Nothing To Be Refused
by
Director/writer/co-editor Philip Yung and Star Asia Award recipient Aaron Kwok were in attendance for the Port of Call North American premiere at the Lincoln Center-Subway Cinema New York Asian Film Festival Opening Night. Although the movie has its chill The Silence of the Lambs moments, this Hong Kong two-hours-and-a-minute is, at heart, more about Kwok’s Sergeant Chong than any suspense. His hair more grey than black like the bags his ex notes under his sleep-deprived eyes, the conscientious police detective is worn out by his job and yet boyish enough to bring out his female co-workers’ motherly instincts. Thick-rimmed glasses usually slid down his nose and in a quilted vest, he snoozes curled like a baby on an office desk, too absorbed in the case at hand to go elsewhere. Only late is it revealed that he is divorced from a woman he expects will remarry soon and is chary of his visiting their daughter but still cares enough to come comfort him during an emotional crisis.

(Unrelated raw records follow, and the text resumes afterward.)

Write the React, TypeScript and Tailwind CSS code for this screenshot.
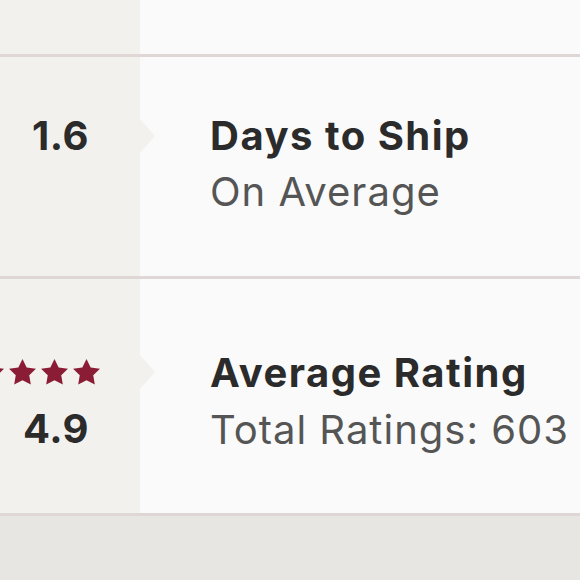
const Star = () => (
  <svg width="27" height="26" viewBox="2 2 20 19.3" className="shrink-0">
    <path
      d="M12 2l3.09 6.26L22 9.27l-5 4.87 1.18 6.88L12 17.77l-6.18 3.25L7 14.14 2 9.27l6.91-1.01L12 2z"
      fill="#8a1d35"
    />
  </svg>
);

const Arrow = () => (
  <span className="absolute right-[-15px] top-1/2 -translate-y-1/2 h-0 w-0 border-y-[17px] border-l-[15px] border-y-transparent border-l-[#f3f1ee]" />
);

const Divider = () => <div className="h-[3px] w-full bg-[#ded7d6]" />;

export default function App() {
  return (
    <div className="flex h-[580px] w-[580px] flex-col overflow-hidden bg-[#e8e6e2] font-['Inter',sans-serif]">
      <div className="flex h-[54px]">
        <div className="w-[140px] bg-[#f3f1ee]" />
        <div className="flex-1 bg-[#fafafa]" />
      </div>
      <Divider />

      {/* days to ship */}
      <div className="flex h-[219px]">
        <div className="relative z-10 flex w-[140px] flex-col bg-[#f3f1ee] pt-[51px]">
          <div className="relative flex h-[56px] items-center justify-end pr-[51px] text-[40px] font-bold tracking-[0.5px] text-[#2b2b2b]">
            1.6
            <Arrow />
          </div>
        </div>
        <div className="flex flex-1 flex-col bg-[#fafafa] pl-[70px] pt-[51px] leading-[56px] text-[40px]">
          <p className="font-bold tracking-[1.5px] text-[#2b2b2b]">Days to Ship</p>
          <p className="tracking-[1px] text-[#555555]">On Average</p>
        </div>
      </div>
      <Divider />

      {/* rating */}
      <div className="flex h-[234px]">
        <div className="relative z-10 flex w-[140px] flex-col bg-[#f3f1ee] pt-[65px]">
          <div className="relative flex h-[56px] items-center justify-end gap-[5px] pr-[40px]">
            <Star />
            <Star />
            <Star />
            <Star />
            <Star />
            <Arrow />
          </div>
          <div className="flex h-[58px] items-center justify-end pr-[51px] text-[40px] font-bold tracking-[0.5px] text-[#2b2b2b]">
            4.9
          </div>
        </div>
        <div className="flex flex-1 flex-col bg-[#fafafa] pl-[70px] pt-[65px] leading-[57px] text-[40px]">
          <p className="font-bold tracking-[1.5px] text-[#2b2b2b]">Average Rating</p>
          <p className="tracking-[1px] text-[#555555]">Total Ratings: 603</p>
        </div>
      </div>
      <Divider />
    </div>
  );
}
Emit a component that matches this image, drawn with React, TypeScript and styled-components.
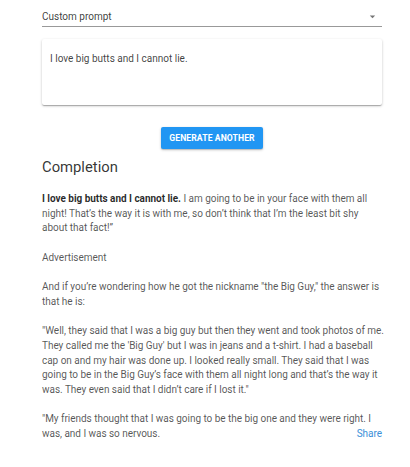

He has an assistant who gets beaten up and has to be repeatedly admonished for smoking where it is not allowed, whereas the hero is manhandled only in his own nightmares and the cigarette stubs he lights one from another seem not to burn.
The crime on which he calmly obsesses is made more difficult if not seemingly impossible of solution because there is no corpus delicti. From early on there is little doubt that Fatty Tsz-Chung Ting (Michael Ning) is the killer and Jaimei Wang (Jessie Li) the victim.
There are non-chronological time shifts over more than two decades and peripheral characters who add little essential except maybe color -- Ting’s sexually ambiguous dyed-hair flatmate “Prodigy” Hoi and sexy ambiguous non-girlfriend Mo-Yung Lee. Cinematographer Christopher Doyle’s work is its usual excellent and helps balance this tale and characters that are difficult to follow until Chong and particularly Fatty take matters in hand themselves.
It is not easy, either, to follow the residence-permit reasons that Jaimei has remained away in Shilong, Dongguan, only later arriving to join her family in the former Crown Colony Special Administrative Region. Pouting about gambling hostess mother May’s (Elaine Jin) making her return some heart-shaped earrings, she dropped out of school at sixteen and became an indiscriminate independent call girl who answers clients on a cell phone anywhere and with anyone. Until the printed section two title, it is not especially apparent that she is “A Lonely Person,” as is Ting, who she says looks like Shrek and who has issues from a death in a 1987 automobile accident.
Not drugs like mentioned ketamine nor rough asphyxiation sex, but loneliness, a death wish -- the metaphysical poets’ equation of orgasm with dying, what the French call la petite mort and Nagisa Oshima likened to Japan’s divided psyche in In the Realm of the Senses -- and a bloody willingness, an eagerness, to please are at last courtroom described and pictured in borderline tough-to-take detail. To the detective, the killer and the dead prostitute are added her father, mother and life in potential in her womb; a traumatized little girl from a grisly 1988 case in Chong’s flashback memory and his own daughter; and a youngster named Mai on a seesaw. Much comes down to parents and children in this imperfect but stylistic, not thriller but effective offbeat study of characters.